JOB. Your task is to reproduce word for word the lines running from the line containing "Clone this screenshot" to the line containing "['bg-[#ffff00]', 'bg-[#ee82ee]', 'bg-[#d2691e]'];", inclusive. Nothing else belongs in the answer.

══ DATA SUPPLIED

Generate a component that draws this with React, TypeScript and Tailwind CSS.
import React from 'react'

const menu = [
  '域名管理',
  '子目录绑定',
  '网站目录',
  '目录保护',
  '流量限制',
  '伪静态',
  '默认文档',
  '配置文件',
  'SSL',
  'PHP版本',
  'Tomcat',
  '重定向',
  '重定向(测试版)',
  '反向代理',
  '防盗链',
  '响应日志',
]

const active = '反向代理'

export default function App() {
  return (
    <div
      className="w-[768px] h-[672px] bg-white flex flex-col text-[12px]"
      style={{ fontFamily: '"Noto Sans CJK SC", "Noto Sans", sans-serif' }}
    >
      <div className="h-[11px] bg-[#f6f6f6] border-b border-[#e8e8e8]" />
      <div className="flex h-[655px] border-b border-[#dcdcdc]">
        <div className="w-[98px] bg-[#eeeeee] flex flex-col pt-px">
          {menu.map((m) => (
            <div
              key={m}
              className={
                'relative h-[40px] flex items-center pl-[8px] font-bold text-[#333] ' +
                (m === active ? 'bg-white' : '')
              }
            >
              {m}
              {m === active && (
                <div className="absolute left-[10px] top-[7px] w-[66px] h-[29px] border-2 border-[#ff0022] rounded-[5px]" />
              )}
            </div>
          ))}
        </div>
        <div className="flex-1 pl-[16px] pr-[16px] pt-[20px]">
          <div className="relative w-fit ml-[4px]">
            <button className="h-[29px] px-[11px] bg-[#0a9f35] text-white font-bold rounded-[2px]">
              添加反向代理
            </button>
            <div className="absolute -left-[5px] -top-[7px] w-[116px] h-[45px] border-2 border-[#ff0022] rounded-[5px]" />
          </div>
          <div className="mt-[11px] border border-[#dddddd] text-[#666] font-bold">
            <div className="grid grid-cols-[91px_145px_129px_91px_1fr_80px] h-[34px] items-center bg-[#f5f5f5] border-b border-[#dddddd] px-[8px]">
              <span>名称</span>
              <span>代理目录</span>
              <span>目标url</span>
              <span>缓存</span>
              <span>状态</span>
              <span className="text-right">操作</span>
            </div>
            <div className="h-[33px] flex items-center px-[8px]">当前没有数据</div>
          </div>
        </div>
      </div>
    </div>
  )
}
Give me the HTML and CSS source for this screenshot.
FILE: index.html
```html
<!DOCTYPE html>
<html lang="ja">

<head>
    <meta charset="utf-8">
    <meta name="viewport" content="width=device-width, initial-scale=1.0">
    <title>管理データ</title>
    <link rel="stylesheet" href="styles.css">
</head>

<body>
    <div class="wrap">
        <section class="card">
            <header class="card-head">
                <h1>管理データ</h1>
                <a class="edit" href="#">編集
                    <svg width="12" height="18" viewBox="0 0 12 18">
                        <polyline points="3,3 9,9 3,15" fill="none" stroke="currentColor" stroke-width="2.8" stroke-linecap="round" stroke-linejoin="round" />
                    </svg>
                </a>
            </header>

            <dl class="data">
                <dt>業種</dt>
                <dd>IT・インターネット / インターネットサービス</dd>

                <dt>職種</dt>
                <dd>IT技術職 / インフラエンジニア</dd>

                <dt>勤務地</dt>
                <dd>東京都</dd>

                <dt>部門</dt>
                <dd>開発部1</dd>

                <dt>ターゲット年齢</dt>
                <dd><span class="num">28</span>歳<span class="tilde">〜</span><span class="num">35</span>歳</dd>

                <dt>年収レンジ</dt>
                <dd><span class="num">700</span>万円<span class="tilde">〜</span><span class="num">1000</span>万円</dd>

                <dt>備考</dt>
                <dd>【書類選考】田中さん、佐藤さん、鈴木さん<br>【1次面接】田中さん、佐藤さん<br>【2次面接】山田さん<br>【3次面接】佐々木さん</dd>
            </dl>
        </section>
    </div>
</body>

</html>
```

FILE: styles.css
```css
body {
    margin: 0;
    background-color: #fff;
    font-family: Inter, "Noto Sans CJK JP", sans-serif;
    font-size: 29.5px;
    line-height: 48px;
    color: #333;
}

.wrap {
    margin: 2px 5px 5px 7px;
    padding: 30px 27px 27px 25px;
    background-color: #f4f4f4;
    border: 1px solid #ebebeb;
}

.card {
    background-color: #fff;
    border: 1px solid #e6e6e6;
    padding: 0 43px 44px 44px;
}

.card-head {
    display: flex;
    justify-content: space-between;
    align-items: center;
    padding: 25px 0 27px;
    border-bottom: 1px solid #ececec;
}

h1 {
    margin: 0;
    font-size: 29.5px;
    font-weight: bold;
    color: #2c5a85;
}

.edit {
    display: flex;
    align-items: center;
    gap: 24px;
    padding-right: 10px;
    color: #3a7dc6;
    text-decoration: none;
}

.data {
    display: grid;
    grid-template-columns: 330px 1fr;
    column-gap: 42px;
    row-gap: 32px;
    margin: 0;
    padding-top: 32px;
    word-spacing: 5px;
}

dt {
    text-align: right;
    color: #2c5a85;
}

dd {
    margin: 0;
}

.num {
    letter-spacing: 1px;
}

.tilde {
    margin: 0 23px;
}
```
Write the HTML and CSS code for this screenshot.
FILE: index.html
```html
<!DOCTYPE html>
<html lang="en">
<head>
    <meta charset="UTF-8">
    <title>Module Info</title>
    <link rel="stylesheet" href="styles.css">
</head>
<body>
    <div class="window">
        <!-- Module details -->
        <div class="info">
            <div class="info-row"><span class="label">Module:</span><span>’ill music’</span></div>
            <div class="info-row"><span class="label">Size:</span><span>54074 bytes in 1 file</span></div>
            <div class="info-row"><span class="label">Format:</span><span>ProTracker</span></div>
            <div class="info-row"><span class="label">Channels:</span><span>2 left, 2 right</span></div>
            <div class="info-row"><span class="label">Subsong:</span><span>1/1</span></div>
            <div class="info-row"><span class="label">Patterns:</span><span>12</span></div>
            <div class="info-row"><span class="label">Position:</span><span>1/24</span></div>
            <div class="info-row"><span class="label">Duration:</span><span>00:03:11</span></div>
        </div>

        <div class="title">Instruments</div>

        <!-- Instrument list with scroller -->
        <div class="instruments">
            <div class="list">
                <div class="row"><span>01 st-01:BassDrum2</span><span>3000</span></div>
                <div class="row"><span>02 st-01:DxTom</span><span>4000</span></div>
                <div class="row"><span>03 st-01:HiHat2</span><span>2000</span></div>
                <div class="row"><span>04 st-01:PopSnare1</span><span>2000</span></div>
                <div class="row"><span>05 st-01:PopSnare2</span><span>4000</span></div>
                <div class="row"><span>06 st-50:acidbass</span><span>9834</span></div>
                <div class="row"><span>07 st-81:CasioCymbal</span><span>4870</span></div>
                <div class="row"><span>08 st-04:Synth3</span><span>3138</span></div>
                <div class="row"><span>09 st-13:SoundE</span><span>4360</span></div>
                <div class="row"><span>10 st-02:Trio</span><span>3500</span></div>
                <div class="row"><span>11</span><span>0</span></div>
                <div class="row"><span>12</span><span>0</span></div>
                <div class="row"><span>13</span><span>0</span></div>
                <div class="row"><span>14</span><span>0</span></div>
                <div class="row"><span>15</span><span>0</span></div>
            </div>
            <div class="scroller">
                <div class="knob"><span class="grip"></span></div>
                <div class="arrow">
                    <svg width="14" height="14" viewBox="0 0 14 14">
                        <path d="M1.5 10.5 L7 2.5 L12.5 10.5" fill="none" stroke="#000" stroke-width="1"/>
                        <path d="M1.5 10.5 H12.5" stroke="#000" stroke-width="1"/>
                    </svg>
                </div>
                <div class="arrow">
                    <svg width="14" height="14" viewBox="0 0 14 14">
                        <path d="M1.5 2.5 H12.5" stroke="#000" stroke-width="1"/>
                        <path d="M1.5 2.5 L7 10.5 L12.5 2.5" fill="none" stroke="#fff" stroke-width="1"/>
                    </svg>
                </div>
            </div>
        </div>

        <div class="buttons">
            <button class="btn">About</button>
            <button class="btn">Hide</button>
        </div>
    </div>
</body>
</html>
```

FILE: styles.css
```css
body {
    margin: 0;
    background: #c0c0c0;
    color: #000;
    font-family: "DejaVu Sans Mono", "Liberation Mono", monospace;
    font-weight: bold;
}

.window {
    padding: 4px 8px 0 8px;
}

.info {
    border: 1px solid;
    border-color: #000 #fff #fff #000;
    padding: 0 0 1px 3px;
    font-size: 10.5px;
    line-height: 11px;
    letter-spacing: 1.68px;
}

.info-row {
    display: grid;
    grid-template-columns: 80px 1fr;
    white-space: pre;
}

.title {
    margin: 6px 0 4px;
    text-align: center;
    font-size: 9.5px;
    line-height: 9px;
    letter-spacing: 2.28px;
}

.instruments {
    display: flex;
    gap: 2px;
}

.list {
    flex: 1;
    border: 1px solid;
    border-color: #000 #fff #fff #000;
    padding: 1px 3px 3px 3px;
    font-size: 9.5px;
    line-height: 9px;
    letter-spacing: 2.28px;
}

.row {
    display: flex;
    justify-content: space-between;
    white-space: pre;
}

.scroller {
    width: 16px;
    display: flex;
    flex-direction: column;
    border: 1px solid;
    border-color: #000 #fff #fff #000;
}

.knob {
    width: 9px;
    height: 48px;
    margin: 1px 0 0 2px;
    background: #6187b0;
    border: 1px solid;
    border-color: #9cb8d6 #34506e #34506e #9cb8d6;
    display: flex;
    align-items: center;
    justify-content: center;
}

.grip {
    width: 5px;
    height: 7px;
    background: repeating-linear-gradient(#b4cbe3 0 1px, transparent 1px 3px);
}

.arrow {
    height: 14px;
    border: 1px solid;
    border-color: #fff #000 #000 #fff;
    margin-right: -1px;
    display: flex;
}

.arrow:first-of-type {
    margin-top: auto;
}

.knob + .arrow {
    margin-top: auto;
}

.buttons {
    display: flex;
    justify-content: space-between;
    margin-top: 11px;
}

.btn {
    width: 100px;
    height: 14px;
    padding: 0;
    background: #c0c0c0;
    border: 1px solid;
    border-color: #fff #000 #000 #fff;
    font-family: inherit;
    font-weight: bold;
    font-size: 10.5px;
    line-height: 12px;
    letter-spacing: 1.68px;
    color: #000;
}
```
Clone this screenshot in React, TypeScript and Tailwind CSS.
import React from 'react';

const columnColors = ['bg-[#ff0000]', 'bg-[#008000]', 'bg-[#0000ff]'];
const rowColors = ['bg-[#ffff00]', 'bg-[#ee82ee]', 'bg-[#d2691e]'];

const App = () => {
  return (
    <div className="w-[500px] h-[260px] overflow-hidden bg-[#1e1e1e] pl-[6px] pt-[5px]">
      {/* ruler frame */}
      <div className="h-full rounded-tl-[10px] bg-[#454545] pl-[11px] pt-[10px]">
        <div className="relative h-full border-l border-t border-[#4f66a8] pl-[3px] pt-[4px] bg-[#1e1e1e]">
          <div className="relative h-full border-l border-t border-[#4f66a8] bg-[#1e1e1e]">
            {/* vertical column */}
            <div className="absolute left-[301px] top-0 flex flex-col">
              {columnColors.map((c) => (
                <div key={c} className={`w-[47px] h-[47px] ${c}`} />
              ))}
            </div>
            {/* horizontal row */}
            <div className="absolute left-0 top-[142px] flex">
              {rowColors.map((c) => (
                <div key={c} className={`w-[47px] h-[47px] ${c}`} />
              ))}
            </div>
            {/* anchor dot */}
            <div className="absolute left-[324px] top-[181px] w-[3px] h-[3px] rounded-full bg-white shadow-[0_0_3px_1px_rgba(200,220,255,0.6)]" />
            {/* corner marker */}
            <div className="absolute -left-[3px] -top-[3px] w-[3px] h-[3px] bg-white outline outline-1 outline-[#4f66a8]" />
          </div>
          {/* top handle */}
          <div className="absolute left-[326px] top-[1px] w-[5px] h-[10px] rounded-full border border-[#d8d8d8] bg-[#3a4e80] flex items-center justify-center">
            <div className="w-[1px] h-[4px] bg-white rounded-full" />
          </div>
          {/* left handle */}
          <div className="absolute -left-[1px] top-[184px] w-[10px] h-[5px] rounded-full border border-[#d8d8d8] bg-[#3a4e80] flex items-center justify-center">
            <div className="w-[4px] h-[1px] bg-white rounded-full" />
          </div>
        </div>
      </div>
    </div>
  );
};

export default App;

════

CORRECT ANSWER.
Clone this screenshot in React, TypeScript and Tailwind CSS.
import React from 'react';

const columnColors = ['bg-[#ff0000]', 'bg-[#008000]', 'bg-[#0000ff]'];
const rowColors = ['bg-[#ffff00]', 'bg-[#ee82ee]', 'bg-[#d2691e]'];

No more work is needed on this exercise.